Der Dalai Lama sagt daraufhin zur Reporterin: „Die europäischen Länder sollten diese Flüchtlinge aufnehmen, ihnen Bildung und Training vermitteln. Das Ziel sollte sein, dass sie in ihr eigenes Land zurückkehren.“ 

Die Reporterin fragt, was denn sei, wenn diese Flüchtlinge in Europa bleiben wollen würden, ob sie das nicht dürfen sollten? 

Der Dalai Lama sagte: „Eine begrenzte Anzahl ist in Ordnung. Aber dass ganz letztendlich Europa ein muslimisches Land wird? Unmöglich. Oder ein afrikanisches Land? Auch unmöglich.“ Die Reporterin sagt, was daran falsch sei, der Dalai Lama sei doch selbst ein Flüchtling. Der antwortet darauf: „Sie [die Geflüchteten] sollten besser in ihrem Land sein. Das ist besser. Lasst Europa den Europäern.“ 

Dann endet die Szene. Es zeigt sich, dass der Dalai Lama darin nicht wirklich vor „zu vielen“ Migranten und Flüchtlingen „warnt“. Er spricht nicht über mögliche Gefahren oder Konsequenzen, die eine große Anzahl seiner Ansicht nach hätte.

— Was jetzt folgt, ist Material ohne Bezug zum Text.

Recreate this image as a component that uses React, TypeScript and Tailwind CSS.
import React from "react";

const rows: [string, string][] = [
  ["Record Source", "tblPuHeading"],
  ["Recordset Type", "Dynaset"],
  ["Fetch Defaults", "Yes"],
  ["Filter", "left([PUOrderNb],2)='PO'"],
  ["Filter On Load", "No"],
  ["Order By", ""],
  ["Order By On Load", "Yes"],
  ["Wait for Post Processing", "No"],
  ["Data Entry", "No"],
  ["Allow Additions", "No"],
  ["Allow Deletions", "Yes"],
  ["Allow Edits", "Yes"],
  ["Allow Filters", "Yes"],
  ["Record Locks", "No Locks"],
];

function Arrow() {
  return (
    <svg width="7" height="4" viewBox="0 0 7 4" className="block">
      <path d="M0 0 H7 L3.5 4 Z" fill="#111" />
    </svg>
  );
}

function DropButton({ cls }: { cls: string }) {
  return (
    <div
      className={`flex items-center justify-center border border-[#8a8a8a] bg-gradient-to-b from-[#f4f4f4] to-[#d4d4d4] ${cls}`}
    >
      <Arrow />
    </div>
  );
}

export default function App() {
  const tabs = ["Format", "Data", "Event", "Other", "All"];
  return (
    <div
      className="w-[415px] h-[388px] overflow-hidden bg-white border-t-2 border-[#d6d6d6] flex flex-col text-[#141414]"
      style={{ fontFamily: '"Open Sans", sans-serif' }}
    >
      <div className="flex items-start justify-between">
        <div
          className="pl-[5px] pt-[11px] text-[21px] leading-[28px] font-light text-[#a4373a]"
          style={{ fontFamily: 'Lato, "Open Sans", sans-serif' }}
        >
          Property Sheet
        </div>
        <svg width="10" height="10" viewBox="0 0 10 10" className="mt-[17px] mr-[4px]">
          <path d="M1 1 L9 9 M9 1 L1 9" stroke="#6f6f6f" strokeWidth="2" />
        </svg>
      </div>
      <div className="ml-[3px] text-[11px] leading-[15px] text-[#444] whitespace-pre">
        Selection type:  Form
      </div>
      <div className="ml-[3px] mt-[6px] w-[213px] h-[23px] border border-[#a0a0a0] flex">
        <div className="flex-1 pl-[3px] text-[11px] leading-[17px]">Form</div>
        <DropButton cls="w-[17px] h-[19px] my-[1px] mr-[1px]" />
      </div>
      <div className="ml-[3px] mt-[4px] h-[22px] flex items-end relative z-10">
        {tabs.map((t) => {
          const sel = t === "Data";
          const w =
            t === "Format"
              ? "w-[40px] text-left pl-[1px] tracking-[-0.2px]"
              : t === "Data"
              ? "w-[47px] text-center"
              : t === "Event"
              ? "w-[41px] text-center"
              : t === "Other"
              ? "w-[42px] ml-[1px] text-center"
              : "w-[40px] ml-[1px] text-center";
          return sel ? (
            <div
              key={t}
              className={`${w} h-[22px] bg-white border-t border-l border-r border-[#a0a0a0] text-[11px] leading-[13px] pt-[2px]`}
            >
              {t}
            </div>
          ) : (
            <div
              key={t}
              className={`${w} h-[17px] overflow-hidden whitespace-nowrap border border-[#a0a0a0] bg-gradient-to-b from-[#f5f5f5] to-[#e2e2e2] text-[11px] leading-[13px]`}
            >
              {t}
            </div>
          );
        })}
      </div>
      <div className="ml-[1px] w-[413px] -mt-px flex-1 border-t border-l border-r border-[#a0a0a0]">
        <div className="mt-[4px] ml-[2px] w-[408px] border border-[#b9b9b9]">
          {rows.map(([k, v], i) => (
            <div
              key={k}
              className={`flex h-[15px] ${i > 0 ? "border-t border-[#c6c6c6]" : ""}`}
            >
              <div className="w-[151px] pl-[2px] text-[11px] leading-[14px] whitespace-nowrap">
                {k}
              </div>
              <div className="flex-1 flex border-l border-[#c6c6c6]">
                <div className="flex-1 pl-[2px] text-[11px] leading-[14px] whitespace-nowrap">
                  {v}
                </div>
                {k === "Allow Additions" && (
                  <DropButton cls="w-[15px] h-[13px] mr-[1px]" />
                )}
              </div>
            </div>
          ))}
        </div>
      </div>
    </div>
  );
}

Es ist nicht das erste Mal, dass sich der Dalai Lama so zu diesem Thema geäußert hat. Von seiner Aussage im schwedischen Malmö am 12. September – auf die die BBC-Reporterin sich offenbar bezog – existieren zwar keine Video- oder Tonaufnahmen, wie wir bereits in einem CORRECTIV-Faktencheck vom vergangenen September recherchierten. In einem Bericht zur Veranstaltung in Malmö auf der offiziellen Webseite des Dalai Lama steht jedoch: „Er [der Dalai Lama] wiederholte das, was er zuvor Pressevertretern gesagt hatte: Dass es gut sei, kurzfristig Hilfe anzubieten. Auf längere Sicht wollen die meisten Flüchtlinge jedoch in die Länder zurückkehren, aus denen sie geflohen sind. Was wichtig ist, ist die Wiederherstellung des Friedens dort, und ihnen, vor allem der Jugend, eine Ausbildung zu geben, damit sie ihre Länder wieder aufbauen können.“ Auch das klingt nicht wirklich nach einer „Warnung“.

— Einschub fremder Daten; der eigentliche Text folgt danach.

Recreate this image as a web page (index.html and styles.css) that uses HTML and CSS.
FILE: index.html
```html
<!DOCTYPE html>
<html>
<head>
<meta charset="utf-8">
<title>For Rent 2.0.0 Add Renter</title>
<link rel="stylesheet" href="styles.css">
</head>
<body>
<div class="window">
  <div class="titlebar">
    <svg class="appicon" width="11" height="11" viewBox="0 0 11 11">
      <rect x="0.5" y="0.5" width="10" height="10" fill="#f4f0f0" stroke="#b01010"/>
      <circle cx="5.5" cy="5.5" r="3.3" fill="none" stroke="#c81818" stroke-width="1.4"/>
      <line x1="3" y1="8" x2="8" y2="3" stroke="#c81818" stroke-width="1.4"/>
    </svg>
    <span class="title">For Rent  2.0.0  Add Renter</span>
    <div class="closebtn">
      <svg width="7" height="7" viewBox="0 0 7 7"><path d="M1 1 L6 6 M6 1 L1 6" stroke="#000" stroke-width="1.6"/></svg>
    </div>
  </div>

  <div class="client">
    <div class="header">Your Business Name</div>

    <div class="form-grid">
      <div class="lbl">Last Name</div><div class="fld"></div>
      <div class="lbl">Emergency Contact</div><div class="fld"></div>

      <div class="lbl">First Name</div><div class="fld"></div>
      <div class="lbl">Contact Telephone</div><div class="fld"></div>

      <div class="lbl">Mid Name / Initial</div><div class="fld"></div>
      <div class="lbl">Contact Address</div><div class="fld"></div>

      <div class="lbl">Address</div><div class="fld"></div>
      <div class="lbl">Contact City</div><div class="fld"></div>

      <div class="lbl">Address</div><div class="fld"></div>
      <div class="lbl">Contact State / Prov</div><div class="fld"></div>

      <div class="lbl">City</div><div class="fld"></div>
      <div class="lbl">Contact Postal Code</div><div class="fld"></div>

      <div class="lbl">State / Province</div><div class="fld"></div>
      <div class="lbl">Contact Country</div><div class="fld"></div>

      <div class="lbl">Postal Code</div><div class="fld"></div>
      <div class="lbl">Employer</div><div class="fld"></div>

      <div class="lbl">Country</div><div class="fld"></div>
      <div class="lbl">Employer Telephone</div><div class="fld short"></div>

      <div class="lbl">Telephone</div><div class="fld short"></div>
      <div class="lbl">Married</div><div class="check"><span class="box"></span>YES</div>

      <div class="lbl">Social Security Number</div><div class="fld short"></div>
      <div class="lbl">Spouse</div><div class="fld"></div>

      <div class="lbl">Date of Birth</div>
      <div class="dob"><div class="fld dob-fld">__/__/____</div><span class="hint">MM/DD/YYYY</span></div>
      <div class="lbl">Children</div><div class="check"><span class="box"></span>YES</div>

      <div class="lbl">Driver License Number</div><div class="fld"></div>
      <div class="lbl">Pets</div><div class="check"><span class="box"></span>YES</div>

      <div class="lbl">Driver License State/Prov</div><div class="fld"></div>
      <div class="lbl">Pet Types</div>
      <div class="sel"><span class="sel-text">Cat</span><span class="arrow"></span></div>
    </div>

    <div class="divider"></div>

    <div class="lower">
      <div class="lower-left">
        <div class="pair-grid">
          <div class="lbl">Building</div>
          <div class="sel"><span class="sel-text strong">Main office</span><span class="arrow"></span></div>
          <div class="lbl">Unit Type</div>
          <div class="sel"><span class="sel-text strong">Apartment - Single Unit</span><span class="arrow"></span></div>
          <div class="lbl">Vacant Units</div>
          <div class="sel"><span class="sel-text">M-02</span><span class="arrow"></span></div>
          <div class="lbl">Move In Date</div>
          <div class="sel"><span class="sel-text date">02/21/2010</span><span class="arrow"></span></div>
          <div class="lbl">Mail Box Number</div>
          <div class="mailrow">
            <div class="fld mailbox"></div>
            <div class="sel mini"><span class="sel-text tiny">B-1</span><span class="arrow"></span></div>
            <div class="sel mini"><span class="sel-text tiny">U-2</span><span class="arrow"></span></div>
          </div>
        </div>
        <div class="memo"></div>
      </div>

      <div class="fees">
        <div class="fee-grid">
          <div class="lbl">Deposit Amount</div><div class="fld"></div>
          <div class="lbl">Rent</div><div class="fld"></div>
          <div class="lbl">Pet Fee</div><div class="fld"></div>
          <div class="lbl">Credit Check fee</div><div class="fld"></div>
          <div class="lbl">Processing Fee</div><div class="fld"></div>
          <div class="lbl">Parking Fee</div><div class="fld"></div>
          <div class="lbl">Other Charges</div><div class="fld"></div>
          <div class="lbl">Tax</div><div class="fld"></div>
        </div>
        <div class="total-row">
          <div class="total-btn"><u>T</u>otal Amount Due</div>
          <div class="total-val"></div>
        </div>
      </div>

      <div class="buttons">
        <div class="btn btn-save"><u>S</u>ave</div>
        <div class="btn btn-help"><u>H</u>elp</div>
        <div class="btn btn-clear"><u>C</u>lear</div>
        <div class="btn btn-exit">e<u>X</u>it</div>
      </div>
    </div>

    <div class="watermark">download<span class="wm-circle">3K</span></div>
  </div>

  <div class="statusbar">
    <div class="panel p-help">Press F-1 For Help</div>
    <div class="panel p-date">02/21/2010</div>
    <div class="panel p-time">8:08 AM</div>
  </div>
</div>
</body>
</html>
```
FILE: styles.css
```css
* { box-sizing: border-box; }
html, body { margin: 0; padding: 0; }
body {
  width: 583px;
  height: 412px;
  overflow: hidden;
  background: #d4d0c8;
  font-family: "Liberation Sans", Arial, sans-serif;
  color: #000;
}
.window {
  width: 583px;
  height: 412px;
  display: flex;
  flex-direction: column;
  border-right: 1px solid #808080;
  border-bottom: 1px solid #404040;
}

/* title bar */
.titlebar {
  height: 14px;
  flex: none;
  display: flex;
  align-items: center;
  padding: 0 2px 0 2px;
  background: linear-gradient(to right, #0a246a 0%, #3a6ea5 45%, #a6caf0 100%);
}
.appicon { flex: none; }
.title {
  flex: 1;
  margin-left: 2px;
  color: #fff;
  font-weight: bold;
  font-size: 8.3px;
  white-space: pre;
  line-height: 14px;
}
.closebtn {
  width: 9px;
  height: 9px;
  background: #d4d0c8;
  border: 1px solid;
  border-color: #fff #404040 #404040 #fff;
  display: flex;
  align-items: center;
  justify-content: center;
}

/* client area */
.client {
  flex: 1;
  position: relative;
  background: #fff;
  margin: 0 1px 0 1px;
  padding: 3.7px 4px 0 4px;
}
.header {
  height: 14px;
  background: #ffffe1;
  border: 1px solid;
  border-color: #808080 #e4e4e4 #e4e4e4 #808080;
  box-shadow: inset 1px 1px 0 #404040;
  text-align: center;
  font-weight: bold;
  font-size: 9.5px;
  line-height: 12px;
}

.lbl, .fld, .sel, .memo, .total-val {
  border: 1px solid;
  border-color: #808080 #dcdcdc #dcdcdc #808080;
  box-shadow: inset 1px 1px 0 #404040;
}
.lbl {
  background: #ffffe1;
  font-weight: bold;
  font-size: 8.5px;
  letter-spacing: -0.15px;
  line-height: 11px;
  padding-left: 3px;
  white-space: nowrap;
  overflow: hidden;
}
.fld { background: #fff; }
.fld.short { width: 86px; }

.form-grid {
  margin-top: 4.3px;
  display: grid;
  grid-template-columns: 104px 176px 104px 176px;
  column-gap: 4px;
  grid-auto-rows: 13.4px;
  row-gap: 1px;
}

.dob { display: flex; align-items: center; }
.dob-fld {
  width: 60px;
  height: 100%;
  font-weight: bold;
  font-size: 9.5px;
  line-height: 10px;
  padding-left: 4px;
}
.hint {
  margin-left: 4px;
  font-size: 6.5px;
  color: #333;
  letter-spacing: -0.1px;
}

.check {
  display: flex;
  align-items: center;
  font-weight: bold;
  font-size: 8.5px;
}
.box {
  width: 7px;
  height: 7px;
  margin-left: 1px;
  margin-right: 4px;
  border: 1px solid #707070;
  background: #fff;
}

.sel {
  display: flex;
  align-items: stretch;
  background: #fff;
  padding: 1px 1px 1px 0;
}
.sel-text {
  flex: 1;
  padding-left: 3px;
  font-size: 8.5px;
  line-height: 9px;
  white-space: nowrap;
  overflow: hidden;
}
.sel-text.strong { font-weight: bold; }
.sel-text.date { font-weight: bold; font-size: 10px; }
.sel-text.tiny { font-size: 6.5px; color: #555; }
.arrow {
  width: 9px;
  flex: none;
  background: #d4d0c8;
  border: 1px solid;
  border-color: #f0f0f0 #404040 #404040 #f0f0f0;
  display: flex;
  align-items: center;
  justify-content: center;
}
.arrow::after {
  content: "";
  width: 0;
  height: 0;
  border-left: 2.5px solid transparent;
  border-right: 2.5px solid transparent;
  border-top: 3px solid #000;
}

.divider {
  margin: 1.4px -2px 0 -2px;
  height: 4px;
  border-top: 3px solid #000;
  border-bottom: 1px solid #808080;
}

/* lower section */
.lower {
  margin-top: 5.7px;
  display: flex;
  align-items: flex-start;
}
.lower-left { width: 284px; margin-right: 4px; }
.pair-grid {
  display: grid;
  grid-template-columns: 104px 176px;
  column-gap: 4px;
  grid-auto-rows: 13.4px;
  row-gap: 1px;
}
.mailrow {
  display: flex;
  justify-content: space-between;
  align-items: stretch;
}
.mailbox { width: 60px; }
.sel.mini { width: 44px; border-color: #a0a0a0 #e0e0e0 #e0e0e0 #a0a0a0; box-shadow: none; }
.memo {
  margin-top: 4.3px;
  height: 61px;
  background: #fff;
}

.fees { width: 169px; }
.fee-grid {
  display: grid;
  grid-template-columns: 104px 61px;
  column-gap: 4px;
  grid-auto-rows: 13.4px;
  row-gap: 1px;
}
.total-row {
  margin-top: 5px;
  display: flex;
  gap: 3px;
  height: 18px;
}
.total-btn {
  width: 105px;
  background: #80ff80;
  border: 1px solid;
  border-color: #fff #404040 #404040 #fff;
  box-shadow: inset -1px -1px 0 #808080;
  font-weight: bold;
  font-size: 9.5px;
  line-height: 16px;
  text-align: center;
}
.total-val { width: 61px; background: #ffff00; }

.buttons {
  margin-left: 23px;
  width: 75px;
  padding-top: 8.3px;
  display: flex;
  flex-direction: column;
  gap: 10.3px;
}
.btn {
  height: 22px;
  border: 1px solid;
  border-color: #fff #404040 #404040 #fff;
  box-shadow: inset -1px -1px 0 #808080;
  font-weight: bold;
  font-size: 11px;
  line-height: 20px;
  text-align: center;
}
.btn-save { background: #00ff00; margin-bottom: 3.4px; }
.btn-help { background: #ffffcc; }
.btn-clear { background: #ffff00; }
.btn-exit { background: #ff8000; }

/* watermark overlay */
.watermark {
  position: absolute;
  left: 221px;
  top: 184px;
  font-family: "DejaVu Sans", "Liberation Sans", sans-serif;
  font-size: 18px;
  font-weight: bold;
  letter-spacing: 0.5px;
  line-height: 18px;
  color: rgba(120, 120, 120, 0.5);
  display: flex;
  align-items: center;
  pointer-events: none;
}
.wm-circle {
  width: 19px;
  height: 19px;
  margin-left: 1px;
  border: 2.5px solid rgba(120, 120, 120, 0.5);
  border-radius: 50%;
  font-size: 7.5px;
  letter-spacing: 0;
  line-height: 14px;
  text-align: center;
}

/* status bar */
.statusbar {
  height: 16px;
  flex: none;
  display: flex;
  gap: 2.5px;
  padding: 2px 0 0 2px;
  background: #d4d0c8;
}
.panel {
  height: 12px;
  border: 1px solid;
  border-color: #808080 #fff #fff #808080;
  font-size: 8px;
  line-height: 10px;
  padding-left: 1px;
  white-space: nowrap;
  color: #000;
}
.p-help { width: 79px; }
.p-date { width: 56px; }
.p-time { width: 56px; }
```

Auszug aus dem Beitrag auf der offiziellen Webseite des Dalai Lama zum Auftritt im schwedischen Malmö im September 2018. (Screenshot: CORRECTIV)

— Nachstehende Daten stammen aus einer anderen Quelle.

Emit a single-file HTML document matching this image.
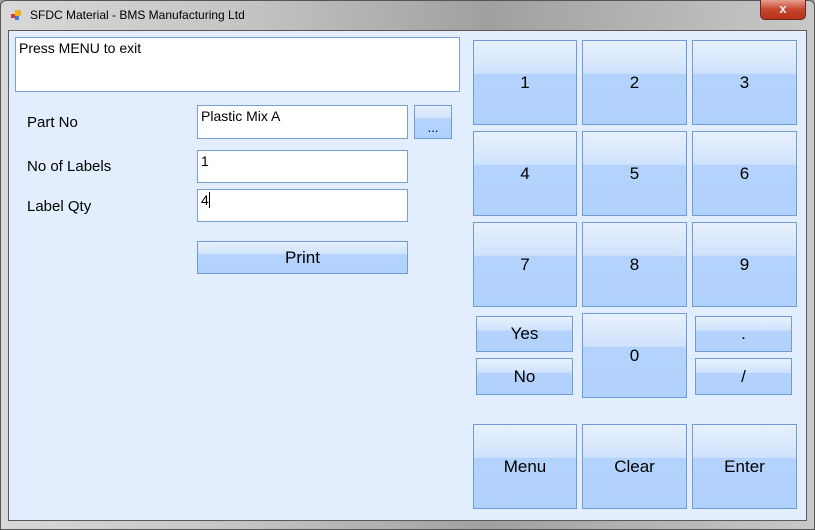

Aussagen in Rotterdam und in der „Frankfurter Allgemeinen Zeitung“

In einem weiteren Beitrag auf der offiziellen Webseite heißt es, in der Berichterstattung zu den Äußerungen des Dalai Lamas seien diese „aus dem Kontext gerissen“. Dazu wird eine Antwort des Dalai Lamas auf die Frage einer Frau in Rotterdam wenige Tage nach dem Auftritt in Schweden wiederholt (auch im Video zu sehen): 

„Es ist wunderbar, dass Deutschland und andere europäische Länder den Flüchtlingen geholfen haben, als sie aus anderen Ländern nach Europa gekommen sind. Ich denke jedoch, dass die meisten dieser Flüchtlinge ihr eigenes Land als Heimat betrachten, aber gerade jetzt gibt es dort viele Tote, Tyranneien und Leiden. Deshalb sind sie geflohen. Kurzfristig sollten die europäischen Länder ihnen also Zuflucht bieten und insbesondere den Kindern und Jugendlichen die Möglichkeit geben, eine allgemeine und berufliche Bildung, einschließlich der technischen Ausbildung, zu erhalten. Ziel ist es, dass sie schließlich in der Lage sein sollten, zum Wiederaufbau ihrer eigenen Länder zurückzukehren. Das war von Anfang an meine Meinung. Wir Tibeter haben zum Beispiel in Indien Zuflucht gefunden, aber die meisten Tibeter wollen nach Tibet zurückkehren, wenn sich die Situation dort geändert hat. Jedes Land hat seine eigene Kultur, Sprache und Lebensweise, und es ist besser für die Menschen, in ihrem eigenen Land zu leben. Das ist meine Meinung.“

Ähnlich äußerte sich der Dalai Lama auch 2016 in einem Interview mit der Frankfurter Allgemeinen Zeitung. Darin sagte er, Deutschland könne kein arabisches Land werden. Auch „moralisch gesehen“ sollten die Flüchtlinge „nur vorübergehend aufgenommen werden“.

Antwort des Dalai Lama in einem Interview mit der Frankfurter Allgemeinen Zeitung im Jahr 2016. (Screenshot: CORRECTIV)

Der 14. Dalai Lama ist der spirituelle Führer der Tibeter. Er floh nach eigenen Angaben auf der offiziellen Webseite 1959 von Tibet ins Exil nach Indien, nachdem in der tibetischen Hauptstadt Lhasa ein Aufstand gegen die chinesische Regierung ausgebrochen war. Er ist aufgrund der politischen Umstände in Tibet bis heute nicht in seine Heimat zurückgekehrt.